Conclusion. The judgment dismissing the charges is vacated, and the case is remanded to the Boston Municipal Court for further proceedings consistent with this opinion.
So ordered.
Footnotes
[1] The Trial Court safety advisory and protocols for fentanyl and carfentanil is available online at https://www.mass.gov/advisory/trial-court-safety-advisory-and-protocols-for-fentanyl-and-carfentanil [https://perma.cc/86SL-F2K2]. In relevant part, the policy states:
"Fentanyl and carfentanil are extremely potent and toxic synthetic opioids that are being used as adulterants in heroin and other controlled substances or passed off as pure heroin. . . . Given the danger that even a small amount of these substances poses, . . . [s]ubstances containing any amount of fentanyl or carfentanil are banned from entry into the courthouse, except as provided [herein]. This includes substances that have been collected as evidence and which would otherwise be entered in evidence at a hearing or trial.
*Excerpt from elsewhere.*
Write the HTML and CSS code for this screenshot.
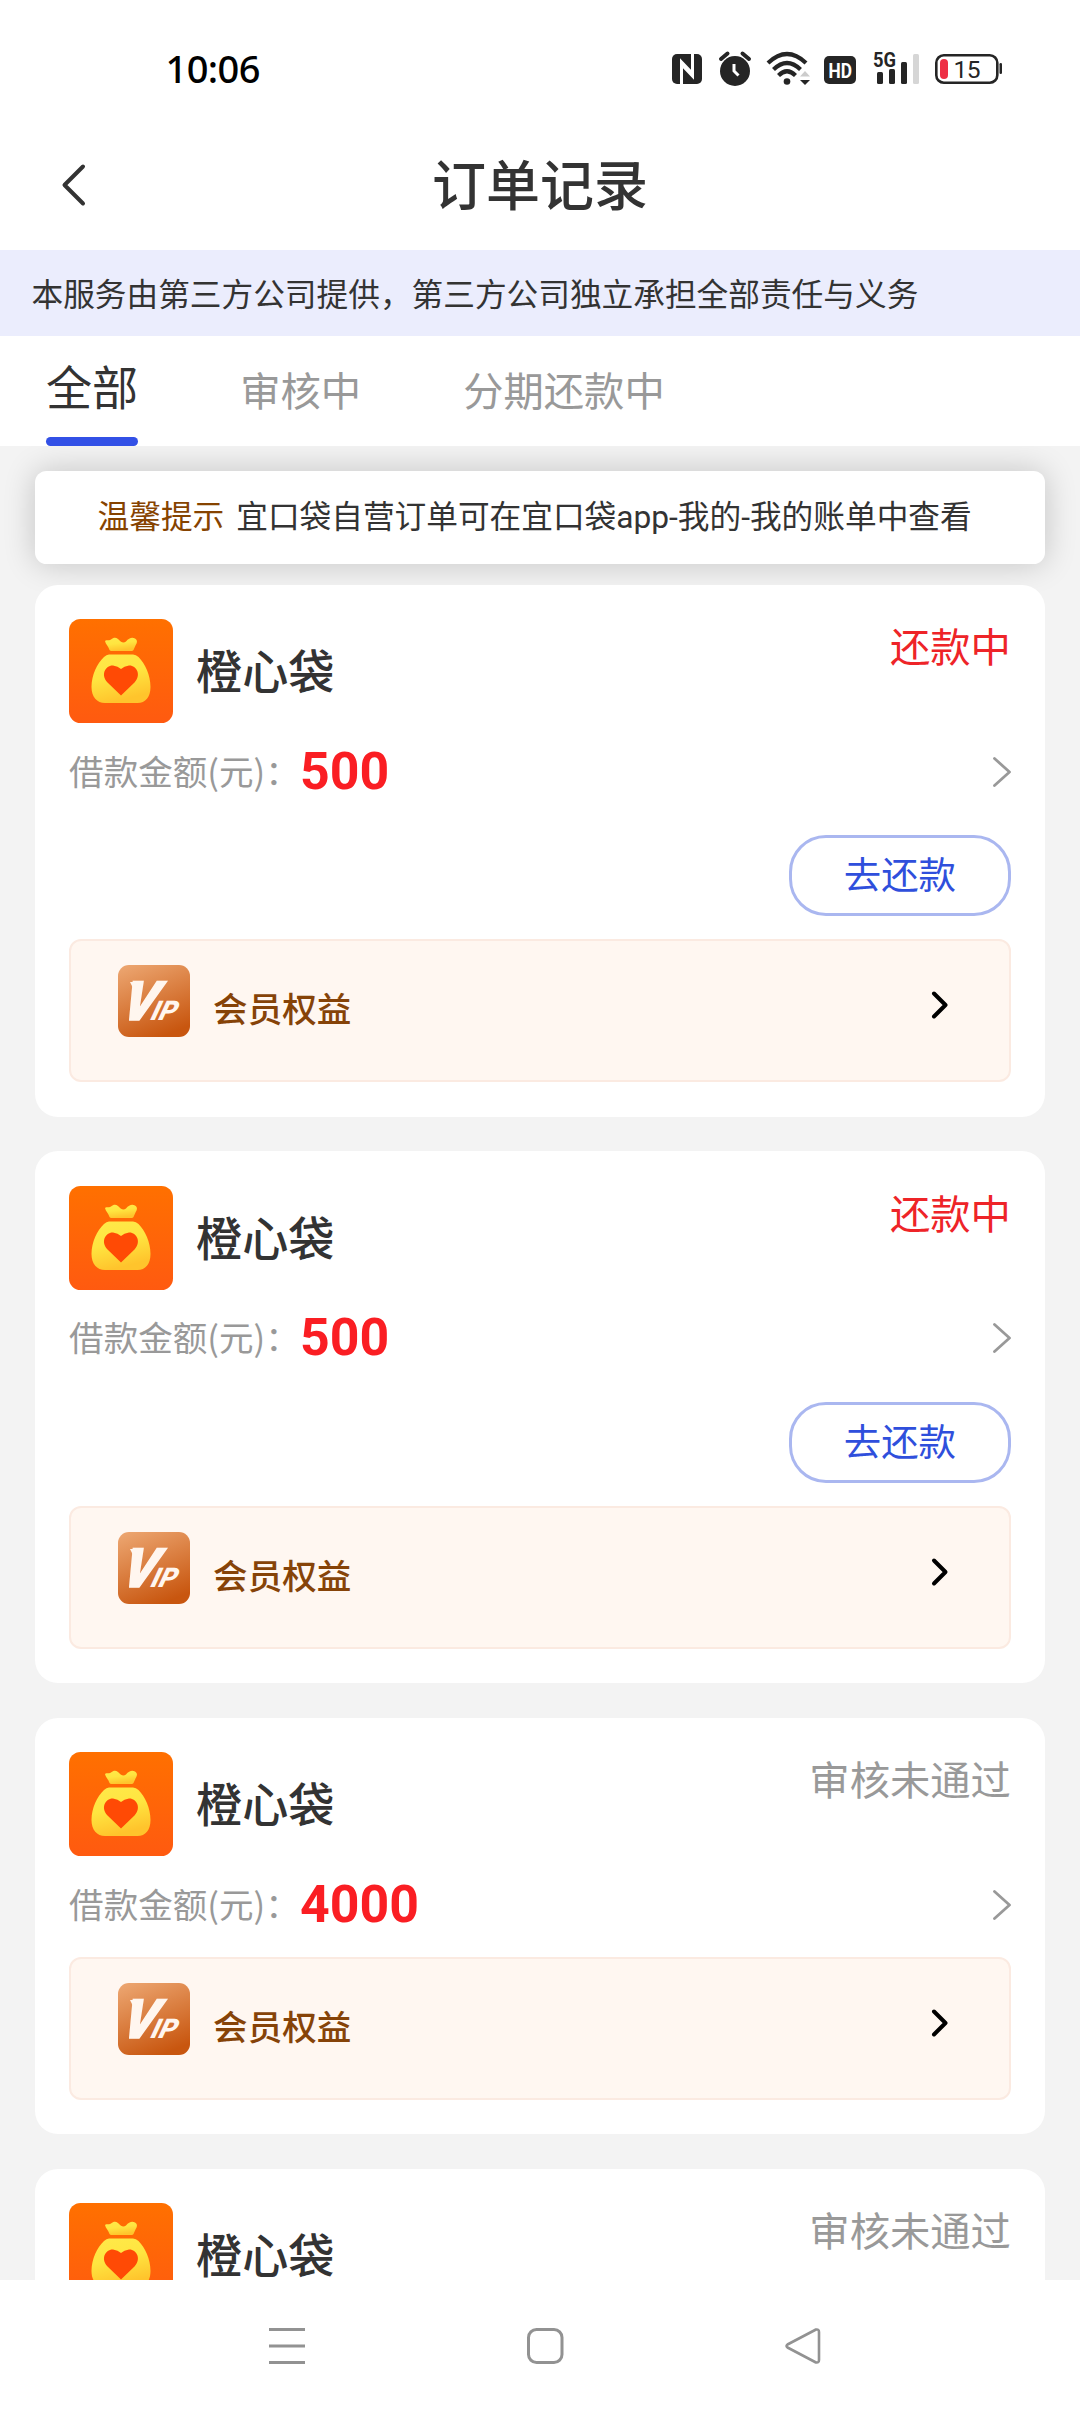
FILE: index.html
```html
<!DOCTYPE html>
<html lang="zh">
<head>
    <meta charset="UTF-8">
    <title>订单记录</title>
    <link rel="stylesheet" href="styles.css">
</head>
<body>
    <svg class="defs" width="0" height="0">
        <defs>
            <linearGradient id="orange" x1="0" y1="0" x2="0" y2="1">
                <stop offset="0" stop-color="#ff7000"/>
                <stop offset="1" stop-color="#ff5a10"/>
            </linearGradient>
            <linearGradient id="gold" x1="0" y1="0" x2="0.3" y2="1">
                <stop offset="0" stop-color="#ffe94a"/>
                <stop offset="0.5" stop-color="#ffe540"/>
                <stop offset="1" stop-color="#ffc42c"/>
            </linearGradient>
            <linearGradient id="bronze" x1="0.2" y1="0" x2="0.6" y2="1">
                <stop offset="0" stop-color="#eba36d"/>
                <stop offset="1" stop-color="#c8560f"/>
            </linearGradient>
        </defs>
        <symbol id="bag" viewBox="0 0 104 104">
            <rect width="104" height="104" rx="11.5" fill="url(#orange)"/>
            <path d="M36 22C38 20.500 39 22 42 20.500C44.500 18.500 46.500 18 49 20C51.500 22.500 54 25 57 22.500C60 19 63 18 66 19.500C69 21.500 68 24 66.500 26.500L64.500 31Q64 32 62.500 32H42.500Q41 32 40.500 31C39.500 27.500 36.500 25 36 22Z" fill="url(#gold)"/>
            <path d="M40 35.500H64Q67 35.500 69.500 38C76 44.500 81.500 56 81.500 68C81.500 78 76.500 84 68.500 84H36C28 84 22.500 78 22.500 68C22.500 56 28 44.500 35 38Q37.500 35.500 40 35.500Z" fill="url(#gold)"/>
            <path d="M52 76.500L38.500 63.500C31 55.500 37 46 44 46.500Q49 47 52 50Q55 47 60 46.500C67 46 73 55.500 65.500 63.500Z" fill="#ff4a05"/>
        </symbol>
        <symbol id="vip" viewBox="0 0 72 72">
            <rect width="72" height="72" rx="11" fill="url(#bronze)"/>
            <path d="M12 17H22V22H14.500Z" fill="#fff6ef"/>
            <text class="vip-v" transform="translate(0 55) skewX(-22)" textLength="33" lengthAdjust="spacingAndGlyphs">V</text>
            <text class="vip-ip" transform="translate(30.500 55) skewX(-25)" textLength="25" lengthAdjust="spacingAndGlyphs">IP</text>
        </symbol>
        <symbol id="more" viewBox="0 0 20 34">
            <path d="M3.500 3.500L18.500 17L3.500 30.500" fill="none" stroke="#999" stroke-width="2.800" stroke-linecap="round" stroke-linejoin="round"/>
        </symbol>
        <symbol id="enter" viewBox="0 0 20 30">
            <path d="M3 3.500L14.500 15L3 26.500" fill="none" stroke="#000" stroke-width="4" stroke-linecap="round" stroke-linejoin="round"/>
        </symbol>
    </svg>

    <div class="status-bar">
        <div class="time">10:06</div>
        <div class="status-icons">
            <svg class="nfc" width="30" height="36" viewBox="0 0 30 36">
                <rect y="4" width="30" height="30" rx="5" fill="#252525"/>
                <path d="M9.500 34V12L21 24" fill="none" stroke="#fff" stroke-width="3"/>
                <path d="M20.500 4V26L9 14" fill="none" stroke="#fff" stroke-width="3"/>
            </svg>
            <svg class="alarm" width="34" height="36" viewBox="0 0 34 36">
                <circle cx="17" cy="21" r="15" fill="#252525"/>
                <path d="M3 9L9.500 3.500M31 9L24.500 3.500" stroke="#252525" stroke-width="4" stroke-linecap="round"/>
                <path d="M16 14V21L20.500 25.500" fill="none" stroke="#fff" stroke-width="3"/>
            </svg>
            <svg class="wifi" width="46" height="36" viewBox="0 0 46 36">
                <g fill="none" stroke="#252525" stroke-width="4.200">
                    <path d="M2 13Q21 -5 40 13"/>
                    <path d="M7.500 19.500Q21 6.500 34.500 19.500"/>
                    <path d="M12.500 25.500Q21 17 29.500 25.500"/>
                </g>
                <circle cx="21" cy="31.500" r="3.300" fill="#252525"/>
                <path d="M34 26.500L39 21L44 26.500Z" fill="#ccc"/>
                <path d="M34 30L39 35L44 30Z" fill="#252525"/>
            </svg>
            <svg class="hd" width="32" height="36" viewBox="0 0 32 36">
                <rect y="6" width="32" height="28" rx="5" fill="#252525"/>
                <text class="hd-text" x="4.500" y="27.500" textLength="23.500" lengthAdjust="spacingAndGlyphs">HD</text>
            </svg>
            <svg class="signal" width="48" height="36" viewBox="0 0 48 36">
                <text class="net-text" x="0" y="17" textLength="23" lengthAdjust="spacingAndGlyphs">5G</text>
                <rect x="4" y="22" width="6" height="12" rx="1.500" fill="#252525"/>
                <rect x="16" y="19" width="6" height="15" rx="1.500" fill="#252525"/>
                <rect x="28" y="12" width="6" height="22" rx="1.500" fill="#252525"/>
                <rect x="40" y="4" width="6" height="30" rx="1.500" fill="#d6d6d6"/>
            </svg>
            <svg class="battery" width="68" height="36" viewBox="0 0 68 36">
                <rect x="1.300" y="5.300" width="61" height="27.400" rx="7.500" fill="none" stroke="#252525" stroke-width="2.600"/>
                <rect x="5" y="9" width="8" height="20" rx="4" fill="#ee2f45"/>
                <rect x="64.500" y="13" width="2.500" height="11" rx="1.200" fill="#252525"/>
                <text class="battery-text" x="18.500" y="27.500" textLength="27" lengthAdjust="spacing">15</text>
            </svg>
        </div>
    </div>

    <div class="header">
        <svg class="back" width="28" height="48" viewBox="0 0 28 48">
            <path d="M23 5.500L4.500 24L23 42.500" fill="none" stroke="#333" stroke-width="4" stroke-linecap="round" stroke-linejoin="round"/>
        </svg>
        <h1>订单记录</h1>
    </div>

    <div class="notice">本服务由第三方公司提供，第三方公司独立承担全部责任与义务</div>

    <div class="tabs">
        <div class="tab active">全部</div>
        <div class="tab">审核中</div>
        <div class="tab">分期还款中</div>
    </div>

    <div class="list">
        <div class="tip"><span class="tip-title">温馨提示</span><span>宜口袋自营订单可在宜口袋app-我的-我的账单中查看</span></div>

        <div class="card">
            <div class="card-head">
                <svg class="logo"><use href="#bag"/></svg>
                <div class="name">橙心袋</div>
                <div class="state repaying">还款中</div>
            </div>
            <div class="amount-row">
                <span class="label">借款金额(元)：</span>
                <span class="amount">500</span>
                <svg class="more"><use href="#more"/></svg>
            </div>
            <div class="actions"><button class="repay-btn">去还款</button></div>
            <div class="vip-row">
                <svg class="vip-icon"><use href="#vip"/></svg>
                <span class="vip-name">会员权益</span>
                <svg class="enter"><use href="#enter"/></svg>
            </div>
        </div>

        <div class="card">
            <div class="card-head">
                <svg class="logo"><use href="#bag"/></svg>
                <div class="name">橙心袋</div>
                <div class="state repaying">还款中</div>
            </div>
            <div class="amount-row">
                <span class="label">借款金额(元)：</span>
                <span class="amount">500</span>
                <svg class="more"><use href="#more"/></svg>
            </div>
            <div class="actions"><button class="repay-btn">去还款</button></div>
            <div class="vip-row">
                <svg class="vip-icon"><use href="#vip"/></svg>
                <span class="vip-name">会员权益</span>
                <svg class="enter"><use href="#enter"/></svg>
            </div>
        </div>

        <div class="card">
            <div class="card-head">
                <svg class="logo"><use href="#bag"/></svg>
                <div class="name">橙心袋</div>
                <div class="state">审核未通过</div>
            </div>
            <div class="amount-row">
                <span class="label">借款金额(元)：</span>
                <span class="amount">4000</span>
                <svg class="more"><use href="#more"/></svg>
            </div>
            <div class="vip-row">
                <svg class="vip-icon"><use href="#vip"/></svg>
                <span class="vip-name">会员权益</span>
                <svg class="enter"><use href="#enter"/></svg>
            </div>
        </div>

        <div class="card">
            <div class="card-head">
                <svg class="logo"><use href="#bag"/></svg>
                <div class="name">橙心袋</div>
                <div class="state">审核未通过</div>
            </div>
        </div>
    </div>

    <div class="nav-bar">
        <svg width="40" height="40" viewBox="0 0 40 40">
            <path d="M2 3.500H38M2 20H38M2 36.500H38" stroke="#929292" stroke-width="3.200"/>
        </svg>
        <svg width="40" height="40" viewBox="0 0 40 40">
            <rect x="3.500" y="3.500" width="33.500" height="33" rx="8" fill="none" stroke="#929292" stroke-width="3"/>
        </svg>
        <svg width="40" height="40" viewBox="0 0 40 40">
            <path d="M33 3.500L4.500 18.500Q2.500 20 4.500 21.500L33 36.500Q36 37 36 34V6Q36 3 33 3.500Z" fill="none" stroke="#929292" stroke-width="2.600" stroke-linejoin="round"/>
        </svg>
    </div>
</body>
</html>
```
FILE: styles.css
```css
* {
    box-sizing: border-box;
}
body {
    margin: 0;
    width: 1080px;
    height: 2412px;
    display: flex;
    flex-direction: column;
    overflow: hidden;
    font-family: "Noto Sans CJK SC", sans-serif;
    background: #fff;
    color: #333;
}
svg {
    display: block;
    flex-shrink: 0;
}
.defs {
    position: absolute;
}

/* 状态栏 */
.status-bar {
    height: 120px;
    flex-shrink: 0;
    display: flex;
    align-items: flex-start;
    justify-content: space-between;
    padding: 50px 77px 0 165.5px;
}
.time {
    font-family: "Noto Sans", sans-serif;
    font-size: 38px;
    font-weight: 500;
    line-height: 37px;
    letter-spacing: -0.6px;
    color: #000;
}
.status-icons {
    display: flex;
}
.alarm {
    margin-left: 16px;
}
.wifi {
    margin-left: 14px;
}
.hd {
    margin-left: 12px;
}
.signal {
    margin-left: 17px;
}
.battery {
    margin-left: 14px;
}
.hd-text {
    font: bold 21px Roboto, sans-serif;
    fill: #fff;
}
.net-text {
    font: bold 21px Roboto, sans-serif;
    fill: #252525;
}
.battery-text {
    font: 24.5px Roboto, sans-serif;
    fill: #252525;
}

/* 标题 */
.header {
    height: 130px;
    flex-shrink: 0;
    display: grid;
    grid-template-columns: 60px 1fr 60px;
    align-items: center;
    padding: 0 60px;
}
.header h1 {
    margin: 0;
    padding-bottom: 5px;
    text-align: center;
    font-size: 54px;
    font-weight: 500;
    line-height: 70px;
}
.notice {
    height: 86px;
    flex-shrink: 0;
    padding-left: 31.5px;
    background: #ebedfd;
    font-size: 31.68px;
    line-height: 84px;
    white-space: nowrap;
}

/* 标签 */
.tabs {
    height: 110px;
    flex-shrink: 0;
    display: flex;
    gap: 102px;
    padding-left: 46px;
}
.tab {
    height: 110px;
    font-size: 40.32px;
    line-height: 105px;
    color: #999;
}
.tab.active {
    font-size: 46.08px;
    line-height: 99px;
    color: #333;
    display: flex;
    flex-direction: column;
}
.tab.active::after {
    content: "";
    height: 9px;
    margin-top: 2px;
    border-radius: 4.5px;
    background: #3250e6;
}

/* 订单列表 */
.list {
    flex: 1;
    min-height: 0;
    overflow: hidden;
    padding: 24.7px 34.56px 0;
    background: #f3f3f3;
}
.tip {
    height: 93.5px;
    display: flex;
    padding-left: 63px;
    border-radius: 11.5px;
    background: #fff;
    box-shadow: 0 0 32px rgba(0,0,0,0.2);
    font-family: Roboto, "Noto Sans CJK SC", sans-serif;
    font-size: 31.68px;
    line-height: 93px;
    white-space: nowrap;
}
.tip-title {
    margin-right: 12px;
    color: #864300;
}
.card {
    margin-top: 34.56px;
    padding: 34.56px;
    border-radius: 23px;
    background: #fff;
}
.tip + .card {
    margin-top: 20.6px;
}
.card-head {
    height: 103.68px;
    display: flex;
}
.logo {
    width: 104px;
    height: 104px;
}
.name {
    margin-left: 23px;
    font-size: 46.08px;
    font-weight: 500;
    line-height: 101px;
}
.state {
    margin-left: auto;
    font-size: 40.32px;
    line-height: 51px;
    color: #999;
}
.state.repaying {
    color: #ee2428;
}
.amount-row {
    height: 97.4px;
    display: flex;
    align-items: center;
}
.label {
    width: 231px;
    padding-bottom: 4px;
    font-size: 34.56px;
    color: #999;
    white-space: nowrap;
}
.amount {
    font-family: Roboto, sans-serif;
    font-size: 51.84px;
    font-weight: 700;
    line-height: 60px;
    color: #fa1e23;
}
.more {
    width: 20px;
    height: 34px;
    margin-left: auto;
}
.actions {
    display: flex;
    justify-content: flex-end;
    margin: 14.8px 0 23px;
}
.repay-btn {
    width: 222px;
    height: 81px;
    padding: 0 0 5px;
    border: 3px solid #aab7f0;
    border-radius: 37px;
    background: #fff;
    font-family: inherit;
    font-size: 37.44px;
    color: #2f4fdc;
}
.vip-row {
    height: 143px;
    margin-top: 3.3px;
    display: flex;
    align-items: flex-start;
    padding: 24px 58px 0 47px;
    border: 2px solid #fbeae1;
    border-radius: 12px;
    background: #fff7f1;
}
.vip-icon {
    width: 72px;
    height: 72px;
}
.vip-v {
    font: 900 54px Roboto, sans-serif;
    fill: #fff6ef;
    stroke: #fff6ef;
    stroke-width: 1.6px;
}
.vip-ip {
    font: 900 27px Roboto, sans-serif;
    fill: #fff6ef;
}
.vip-name {
    margin-left: 23px;
    font-size: 34.56px;
    font-weight: 500;
    line-height: 84px;
    color: #864308;
}
.enter {
    width: 20px;
    height: 30px;
    margin: 25px 0 0 auto;
}

/* 系统导航 */
.nav-bar {
    height: 132px;
    flex-shrink: 0;
    display: flex;
    align-items: center;
    gap: 218px;
    padding-left: 267px;
    background: #fff;
}
```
Parties who seek to present the appearance of a substance containing fentanyl or carfentanil to a fact finder must do so through means other than introduction of the actual substance, such as a stipulation, photographs, video, or witness testimony. . . . Deviation from the general ban . . . may occur when a judge determines that admission of the substance as evidence is necessary for the Commonwealth to prove its case or to protect a defendant's constitutional right to a fair trial. If a judge determines it necessary that a party be permitted to bring such substances into a courtroom, the substances shall be packaged and handled in the manner approved by the Drug Enforcement Administration (DEA); shall be handled while in the courthouse -- including presentation of the substances in a courtroom -- only by individuals who have been trained to handle fentanyl and carfentanil . . . . Determination that fentanyl, carfentanil, or its derivatives will be permitted to enter a courthouse shall be made in advance of the hearing or trial at which the substance will be presented. Court security shall be notified in advance of the date on which the substance will be entering the courthouse, the name of the case for which it is being brought into the courthouse, how the substance will be transported and who will be transporting it [into] the courtroom in which the substance will be presented, and when the substance[] has been taken out of the building."
[2] The judge suggested that the fentanyl could "stay in the box" so it "won't be touched by anyone in this courtroom."
[3] The case was first called at 9:08 A.M. and the final call of the case took place at 11:26 A.M.
[4] The motion to suppress in this case arose from police observation of an alleged hand-to-hand drug deal in an alley off Boylston Street in Boston, in which the defendant purportedly exchanged "an unknown item" for money; and their subsequent warrantless seizure of drugs from the defendant's person and bag.
[5] The judge also misapprehended the significance of a suppression hearing as a "critical stage" in the proceedings. Classification of a portion of a criminal proceeding as "critical" denotes an event at which the defendant has a right to be present and assisted by effective counsel; it has nothing to do with the type of evidence that must be produced by the Commonwealth. See Vazquez Diaz v. Commonwealth, 487 Mass. 336, 340-341 (2021) (suppression hearing constitutes critical stage at which defendant has right to be present); Commonwealth v. Neary-French, 475 Mass. 167, 170 (2016) (Sixth Amendment to United States Constitution and art. 12 of Massachusetts Declaration of Rights provide criminal defendants right to counsel at all critical stages of prosecution).
[6] Although the policy is directed to "Trial Court staff and judicial officers," we discern no reasoned basis why it would not apply to the prosecutor in the circumstances here. To the extent that it did, the judge's order presented the prosecutor with the untenable choice of bringing fentanyl into the court house under circumstances that clearly violated the policy and posed significant health risks to the parties, court personnel, and the public; or declining to do so and thereby having the case dismissed.
[7] Any delays in the case appear to have been attributable to the defendant's failures to appear for court dates, change in attorneys, and late filing of his motion to suppress.